Cut back fixed expenses as sales slump

Larry Janesky: Think Daily

Tell me if this sounds familiar.  ABCO was growing each year. Leaders were excited about the top line growth, even though their bottom line was anemic – but hey, they were growing and reinvesting in equipment and inventory etc. etc. As sales went up they needed more people, so they hired them. More and more people and payroll grew anf grew – but hey, sales are and would continue to grow, and we need those people to grow.

One season sales did not grow.  Leaders fought to make them grow. A level month here, a couple down months there.  External conditions, low demand, or just high market share from earlier successes were against their continued growth. The leaders continued to fight for sales expansion optimistically.

Year end came and they see that sales were down 19% from the year before, and not only did they not make any money, they lost some.

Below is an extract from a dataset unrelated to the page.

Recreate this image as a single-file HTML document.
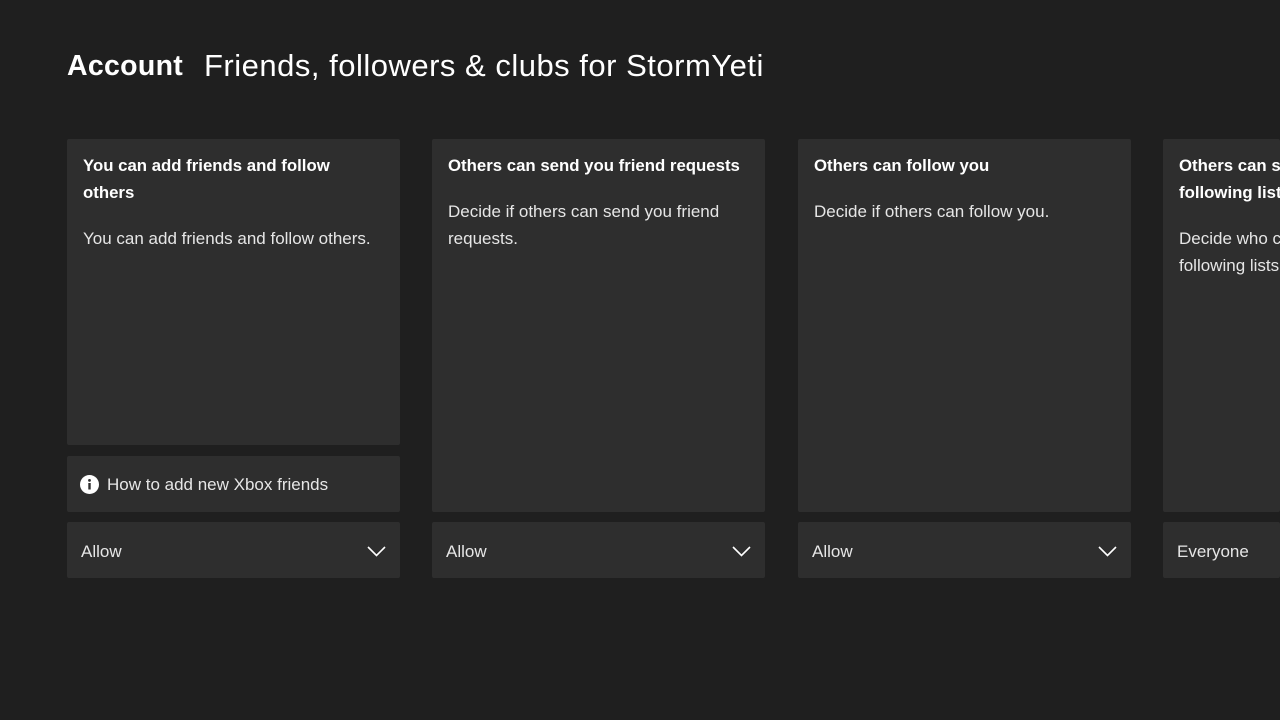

They still had the same number of people and payroll, the number one expense at most firms. While sales slumped, they had the staff of a company that was 19% larger – and that’s all it took for the group as a whole to lose money for their 12 months of collective effort.

The leader’s mismanaged the company with optimism instead of realism.

Don’t do that.

David Bryan

I have ridden that exact same ride and it was no fun. It is a constant challenge to balance growth/staffing demands with profit goals. The lesson I have learned is never hire “ahead of the curve” Stretch everyone as far as you can before you make the next hire.

Also just started listening to “The Power of Now” by Tolle. Very good stuff but it makes my head hurt a bit!